Now here’s where irony comes in:

Teachout didn’t mention (understandably) that the owner of the newspaper that hosted her column is Jeff Bezos, who also owns Amazon and its subsidiary, Amazon Web Services (AWS), the leading cloud hosting provider in the country. Bezos is undeniably a dominant force – perhaps the dominant force – in communications and communications’ infrastructure in the United States.

AWS calls itself “the world’s most comprehensive and broadly adopted cloud platform… ” It hosts Twitter, Facebook and Linked in, as well as Neflix, ESPN, BBC, Dow Jones, Reddit, Hearst Corp., Turner Broadcasting, top U.S. agencies, (i.e. Department of State and the Food and Drug Administration) and many others.

After Twitter knocked the President off the internet, conservatives flocked by the tens of thousands to Parler, which offers similar services with an emphasis on free speech. Twitter’s stock plunged by seven percent and the Parler app skyrocketed to the top of app store charts.
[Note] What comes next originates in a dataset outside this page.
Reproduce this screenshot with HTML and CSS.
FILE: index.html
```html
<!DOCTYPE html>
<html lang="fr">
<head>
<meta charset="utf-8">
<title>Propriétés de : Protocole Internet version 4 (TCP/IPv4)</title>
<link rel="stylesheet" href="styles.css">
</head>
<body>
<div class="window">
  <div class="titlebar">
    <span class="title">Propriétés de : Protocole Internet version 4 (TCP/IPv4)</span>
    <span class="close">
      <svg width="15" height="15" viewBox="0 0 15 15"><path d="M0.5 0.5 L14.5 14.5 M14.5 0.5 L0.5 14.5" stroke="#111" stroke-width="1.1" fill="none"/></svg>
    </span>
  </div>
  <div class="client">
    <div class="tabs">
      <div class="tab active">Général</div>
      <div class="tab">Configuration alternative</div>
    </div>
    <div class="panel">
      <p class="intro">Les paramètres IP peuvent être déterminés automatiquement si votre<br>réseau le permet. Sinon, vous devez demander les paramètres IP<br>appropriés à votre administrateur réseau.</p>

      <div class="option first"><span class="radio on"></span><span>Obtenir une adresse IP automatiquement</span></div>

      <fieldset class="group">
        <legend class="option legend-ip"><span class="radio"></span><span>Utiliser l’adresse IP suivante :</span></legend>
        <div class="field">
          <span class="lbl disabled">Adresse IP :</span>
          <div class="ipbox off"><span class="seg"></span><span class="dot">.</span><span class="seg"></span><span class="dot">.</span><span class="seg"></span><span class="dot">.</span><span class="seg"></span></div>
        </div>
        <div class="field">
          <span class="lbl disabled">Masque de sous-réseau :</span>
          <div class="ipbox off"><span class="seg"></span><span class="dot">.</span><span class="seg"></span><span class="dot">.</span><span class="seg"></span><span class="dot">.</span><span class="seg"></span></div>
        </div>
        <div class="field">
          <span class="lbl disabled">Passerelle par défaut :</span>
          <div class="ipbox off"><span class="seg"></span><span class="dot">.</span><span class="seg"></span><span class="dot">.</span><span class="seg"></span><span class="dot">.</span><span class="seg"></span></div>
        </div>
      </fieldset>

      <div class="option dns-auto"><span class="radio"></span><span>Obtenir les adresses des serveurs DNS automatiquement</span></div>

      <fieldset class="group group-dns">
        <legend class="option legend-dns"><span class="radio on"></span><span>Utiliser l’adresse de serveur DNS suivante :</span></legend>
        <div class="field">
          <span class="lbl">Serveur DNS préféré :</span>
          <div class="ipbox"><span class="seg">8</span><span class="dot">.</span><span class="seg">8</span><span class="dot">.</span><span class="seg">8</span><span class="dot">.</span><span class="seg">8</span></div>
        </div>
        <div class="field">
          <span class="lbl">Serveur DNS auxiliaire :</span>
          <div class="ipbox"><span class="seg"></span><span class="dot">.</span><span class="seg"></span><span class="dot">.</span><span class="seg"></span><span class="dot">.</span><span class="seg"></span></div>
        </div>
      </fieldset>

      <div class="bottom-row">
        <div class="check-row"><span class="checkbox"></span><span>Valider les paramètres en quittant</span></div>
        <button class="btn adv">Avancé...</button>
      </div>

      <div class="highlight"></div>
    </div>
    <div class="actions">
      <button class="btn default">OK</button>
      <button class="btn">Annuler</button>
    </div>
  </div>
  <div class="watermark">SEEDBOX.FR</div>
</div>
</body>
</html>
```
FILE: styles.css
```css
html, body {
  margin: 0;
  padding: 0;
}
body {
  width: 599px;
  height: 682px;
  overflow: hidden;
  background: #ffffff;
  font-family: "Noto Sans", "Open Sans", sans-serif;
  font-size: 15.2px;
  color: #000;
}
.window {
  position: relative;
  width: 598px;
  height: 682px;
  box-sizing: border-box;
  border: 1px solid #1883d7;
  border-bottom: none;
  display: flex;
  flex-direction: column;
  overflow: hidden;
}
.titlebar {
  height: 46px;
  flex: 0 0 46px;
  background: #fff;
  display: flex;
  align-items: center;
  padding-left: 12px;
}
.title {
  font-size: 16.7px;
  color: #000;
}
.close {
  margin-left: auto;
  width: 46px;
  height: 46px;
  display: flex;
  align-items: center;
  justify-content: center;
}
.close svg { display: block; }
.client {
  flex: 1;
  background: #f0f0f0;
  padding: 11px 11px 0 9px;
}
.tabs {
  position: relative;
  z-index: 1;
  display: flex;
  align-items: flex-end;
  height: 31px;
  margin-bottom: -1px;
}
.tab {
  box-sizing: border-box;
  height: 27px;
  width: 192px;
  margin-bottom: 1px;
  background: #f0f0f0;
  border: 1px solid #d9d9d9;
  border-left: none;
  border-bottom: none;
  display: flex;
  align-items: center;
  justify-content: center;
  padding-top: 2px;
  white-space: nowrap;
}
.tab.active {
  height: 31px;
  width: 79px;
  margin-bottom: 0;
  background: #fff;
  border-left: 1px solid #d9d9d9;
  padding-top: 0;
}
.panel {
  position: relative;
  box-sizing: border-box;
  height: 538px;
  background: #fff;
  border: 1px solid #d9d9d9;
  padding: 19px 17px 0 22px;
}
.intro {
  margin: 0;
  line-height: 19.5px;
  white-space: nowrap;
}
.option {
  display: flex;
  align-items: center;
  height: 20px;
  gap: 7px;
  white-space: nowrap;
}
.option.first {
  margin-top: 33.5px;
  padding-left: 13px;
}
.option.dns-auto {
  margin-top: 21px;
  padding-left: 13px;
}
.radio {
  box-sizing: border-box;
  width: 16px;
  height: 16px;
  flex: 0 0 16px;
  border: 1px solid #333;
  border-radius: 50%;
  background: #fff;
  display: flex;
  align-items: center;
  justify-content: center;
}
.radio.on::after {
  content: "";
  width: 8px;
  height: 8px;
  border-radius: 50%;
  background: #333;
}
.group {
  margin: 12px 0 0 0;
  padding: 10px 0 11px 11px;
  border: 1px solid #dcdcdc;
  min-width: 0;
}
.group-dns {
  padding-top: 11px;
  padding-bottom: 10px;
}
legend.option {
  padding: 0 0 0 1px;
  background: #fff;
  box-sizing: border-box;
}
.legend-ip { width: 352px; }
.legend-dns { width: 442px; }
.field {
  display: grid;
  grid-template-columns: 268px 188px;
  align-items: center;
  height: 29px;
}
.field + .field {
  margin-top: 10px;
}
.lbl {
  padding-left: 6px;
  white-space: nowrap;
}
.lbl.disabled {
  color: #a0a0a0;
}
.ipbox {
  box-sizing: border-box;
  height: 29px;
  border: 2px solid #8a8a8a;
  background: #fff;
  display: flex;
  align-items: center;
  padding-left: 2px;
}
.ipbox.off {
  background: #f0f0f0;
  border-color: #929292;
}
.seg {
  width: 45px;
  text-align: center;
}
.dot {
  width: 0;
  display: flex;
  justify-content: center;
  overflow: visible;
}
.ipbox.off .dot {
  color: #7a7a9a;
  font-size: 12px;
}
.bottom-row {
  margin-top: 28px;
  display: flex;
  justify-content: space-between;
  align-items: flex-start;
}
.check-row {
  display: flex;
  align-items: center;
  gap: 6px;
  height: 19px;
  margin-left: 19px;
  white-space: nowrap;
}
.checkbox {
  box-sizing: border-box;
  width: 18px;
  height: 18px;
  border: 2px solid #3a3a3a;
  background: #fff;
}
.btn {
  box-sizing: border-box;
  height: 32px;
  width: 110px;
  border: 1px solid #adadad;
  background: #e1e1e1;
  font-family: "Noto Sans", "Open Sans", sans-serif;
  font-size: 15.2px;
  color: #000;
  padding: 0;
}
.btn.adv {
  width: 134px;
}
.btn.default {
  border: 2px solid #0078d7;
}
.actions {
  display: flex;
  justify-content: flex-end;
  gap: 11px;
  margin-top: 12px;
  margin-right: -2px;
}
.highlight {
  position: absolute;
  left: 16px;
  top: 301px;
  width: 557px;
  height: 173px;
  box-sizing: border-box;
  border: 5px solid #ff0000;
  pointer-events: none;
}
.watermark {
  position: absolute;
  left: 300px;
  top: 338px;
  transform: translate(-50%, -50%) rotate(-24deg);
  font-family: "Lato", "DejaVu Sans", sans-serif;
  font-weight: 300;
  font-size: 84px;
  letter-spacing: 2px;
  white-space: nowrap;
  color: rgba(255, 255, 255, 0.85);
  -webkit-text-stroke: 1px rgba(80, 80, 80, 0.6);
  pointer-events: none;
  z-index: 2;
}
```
AWS abruptly “suspended” its provision of cloud hosting services to Parler on Jan. 9, claiming Parler was used to coordinate the Jan. 6 attack on the Capitol building. Parler states in an antitrust lawsuit filed against AWS on Wednesday that no one who has been publicly identified in the Jan. 6 incident even has a Parler account. And yet, Parler has gone completely dark.